A render graph solves this by providing a global view of a frame, so synchronization primitives can be placed optimally. It’s a DAG, where passes are nodes, and resources are edges. The graph knows the usage of every resource, so it can decide when access needs to be synchronized. It also knows which passes use which resources, so passes can be reordered for optimal synchronization and removed if they don’t contribute to the final output. The user defines the resources used by every pass, and the render graph compiles a set of synchronization commands to ensure each pass executes safely.
The bulk my implementation is heavily inspired by Hans-Kristian Arntzen’s implementation in the Granite renderer, and Marcell Kiss’ render graph in Vuk. This is my first attempt, so learning from their implementations has been crucial.
Resources: Buffers and Textures
The first step in the process is determining inputs and outputs. In my graph, a conceptual “node” is a render pass, a set of commands that read and write a set of resources. Thus, resources are considered edges.
Textures
- currently render graph owned/generated, but user textures could be possible in future
- future-proofed for auto resource aliasing – e.g. using a texture multiple times in the frame
- user specifies swapchain-relative or an absolute size
Buffers
- currently user owned, but graph generated buffers could be possible
- “proxy” buffer allows underlying physical buffer to be specified each frame, since graph is not rebuilt per-frame, enabling double-buffering/swapping buffers
Graph Compilation and Execution
After all passes, resource accesses, and swapchain outputs are submitted, the graph can be compiled:
1. Validation
- Ensures inputs/outputs are satisfied
- Detects cycles, broken dependencies
2. Render Pass Topological Sort
- a pass writing to a resource must occur before any pass reading it
- Final sink node == swapchain write
- sort passes based on resource dependencies
- Maybe in the future: reordering passes to minimize wait time/pipeline stalls
- Maybe in the future: culling passes that don’t contribute to a swapchain write, useful for debug views
3. Barrier Building
- any resource write in a pass becomes a flush barrier whose access/stage must be waited on by readers
- any resource read in a pass becomes an invalidate barrier, since GPU cache must be invalidated for it to be read in the given access/stage
4. Resource Aliasing (Future (maybe lol…))
- not implemented yet (hopefully yet)
- If Pass A and Pass B use similar textures but don’t overlap, the same texture can be used for both
- Example: use the same physical texture for GBuffer texture 0 and tonemap passes since both may use R32G32B32A32Unorm and are of equal size.
5. Execution
- build and place the actual barriers based on invalidates/flushes of resources.
- call lambdas defined by each render pass to execute the frame.

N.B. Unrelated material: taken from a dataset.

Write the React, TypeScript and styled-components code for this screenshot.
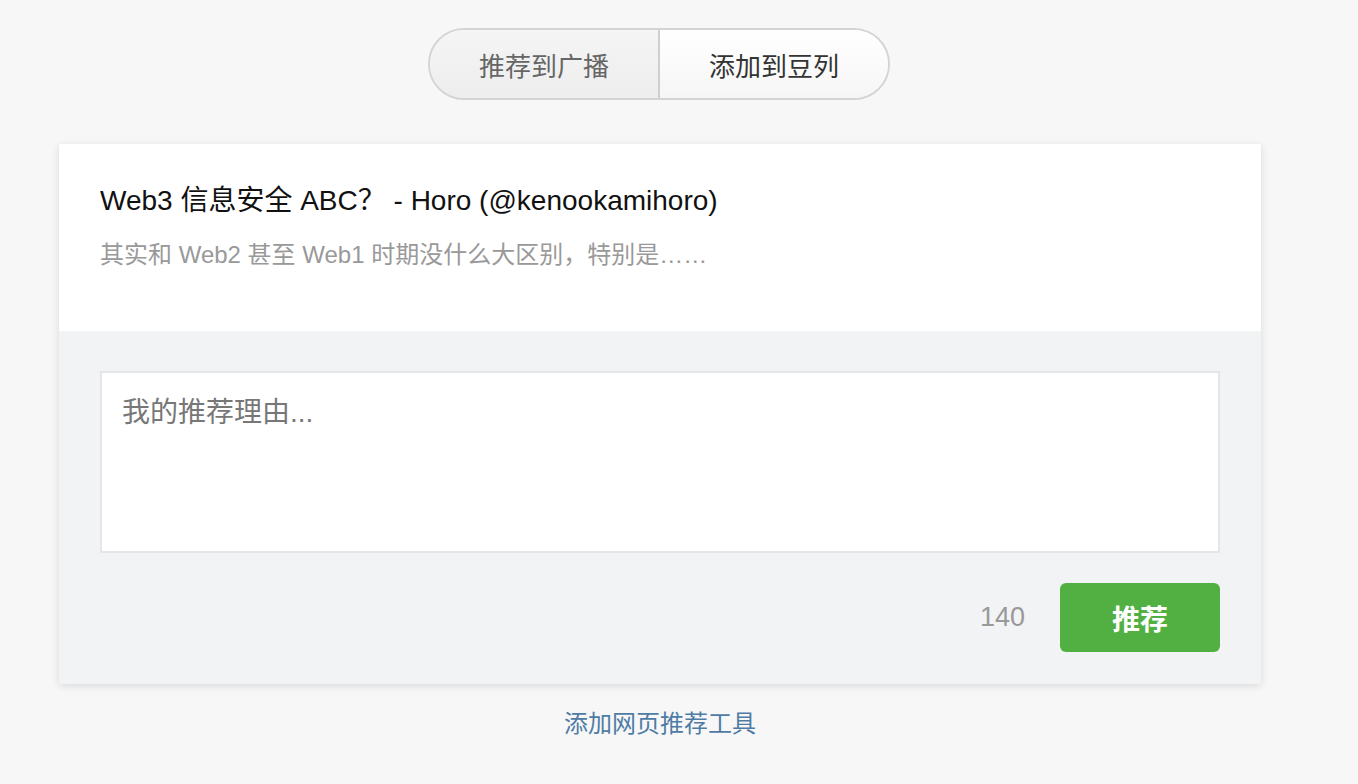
import React, { useState } from 'react'
import styled, { createGlobalStyle } from 'styled-components'

const GlobalStyle = createGlobalStyle`
  html, body {
    margin: 0;
    padding: 0;
    background: #f7f7f7;
    font-family: "Liberation Sans", "Noto Sans CJK SC", sans-serif;
  }
  * { box-sizing: border-box; }
`

const Page = styled.div`
  width: 1320px;
  height: 784px;
  display: flex;
  flex-direction: column;
  align-items: center;
  padding-top: 28px;
`

const Tabs = styled.div`
  display: flex;
  width: 462px;
  height: 72px;
  border: 2px solid #d4d4d4;
  border-radius: 36px;
  overflow: hidden;
  margin-left: -2px;
`

const Tab = styled.button<{ active: boolean }>`
  flex: 1;
  border: none;
  margin: 0;
  padding: 0;
  font-family: inherit;
  font-size: 26px;
  cursor: pointer;
  color: ${(p) => (p.active ? '#333' : '#666')};
  background: ${(p) =>
    p.active ? 'linear-gradient(#fff, #f6f6f6)' : 'linear-gradient(#f5f5f5, #ededed)'};
  & + & {
    border-left: 2px solid #cfcfcf;
  }
`

const Card = styled.div`
  margin-top: 44px;
  width: 1202px;
  background: #f2f3f5;
  box-shadow: 0 2px 8px rgba(0, 0, 0, 0.12);
`

const Preview = styled.div`
  height: 187px;
  background: #fff;
  padding: 39px 41px 0;
`

const Title = styled.div`
  font-size: 28px;
  color: #111;
  line-height: 36px;
`

const Summary = styled.div`
  margin-top: 20px;
  font-size: 24px;
  color: #999;
  line-height: 32px;
`

const Form = styled.div`
  padding: 40px 41px 32px;
`

const Reason = styled.textarea`
  display: block;
  width: 100%;
  height: 182px;
  resize: none;
  border: 2px solid #e3e5e8;
  background: #fff;
  padding: 22px 20px;
  font-family: inherit;
  font-size: 28px;
  line-height: 36px;
  color: #333;
  outline: none;
  &::placeholder {
    color: #777;
  }
`

const Footer = styled.div`
  display: flex;
  justify-content: flex-end;
  align-items: center;
  margin-top: 30px;
  gap: 35px;
`

const Count = styled.span`
  font-size: 27px;
  color: #999;
`

const Submit = styled.button`
  width: 160px;
  height: 69px;
  border: none;
  border-radius: 6px;
  background: #52b043;
  color: #fff;
  font-family: inherit;
  font-size: 28px;
  font-weight: bold;
  cursor: pointer;
`

const ToolLink = styled.a`
  margin-top: 20px;
  font-size: 24px;
  color: #4f7ca5;
  text-decoration: none;
`

export default function App() {
  const [tab, setTab] = useState(1)
  const [text, setText] = useState('')
  return (
    <Page>
      <GlobalStyle />
      <Tabs>
        <Tab active={tab === 0} onClick={() => setTab(0)}>推荐到广播</Tab>
        <Tab active={tab === 1} onClick={() => setTab(1)}>添加到豆列</Tab>
      </Tabs>
      <Card>
        <Preview>
          <Title>Web3 信息安全 ABC？ - Horo (@kenookamihoro)</Title>
          <Summary>其实和 Web2 甚至 Web1 时期没什么大区别，特别是……</Summary>
        </Preview>
        <Form>
          <Reason
            placeholder='我的推荐理由...'
            value={text}
            onChange={(e) => setText(e.target.value)}
          />
          <Footer>
            <Count>{140 - text.length}</Count>
            <Submit>推荐</Submit>
          </Footer>
        </Form>
      </Card>
      <ToolLink href='#'>添加网页推荐工具</ToolLink>
    </Page>
  )
}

- blit swapchain write images to the swapchain (Future: draw to swapchain if formats match)
Defining Passes
This is likely to change at some point, but for now, passes can be defined like this, without any manual sync involved.
graph.set_backbuffer_img("color_out");
auto &forward = graph.add_pass("forward");
auto color_out_handle = forward.add("color_out",
{.format = Format::R32G32B32A32Sfloat},
Access::ColorWrite);
auto depth_out_handle = forward.add("depth",
{.format = depth_img_format_},
Access::DepthStencilWrite);
forward.set_execute_fn([this, depth_out_handle,
color_out_handle](CmdEncoder& cmd) {
auto* tex = graph.get_texture(color_out_handle);
// set color attachment, start dynamic rendering, draw some triangles
});
graph.bake();
Learnings and what’s next
Generally speaking, my entire renderer is pretty jank, since I’m constantly experimenting and haven’t made a comprehensive abstraction over raw Vulkan. It does produce some decent renders, however. This render graph certainly made it simpler to express GPU interaction, but much can be improved:
- Async compute and multiple queue support
- Rebuilding the render graph when passes change (currently I compile it once, so all passes always execute, not realistic)
- Faster implementation and/or use of a custom allocator (If it becomes slow in profiling, for now it’s fine)
- Resource aliasing to reduce memory usage
- Pass reordering and culling
- Subresource level synchronization, currently the granularity is an entire image or buffer
Mandatory Validation-Error-Free Cube (yes it renders an actual scene)
Conclusion
Hopefully this was interesting and insightful. I wrote this in one draft, and most of the reason for writing is to look back fondly in 20 years when I have a super mega renderer that makes this look trivial (lol). By the way, I wrote this article with ZERO AI, which feels rare in 2025.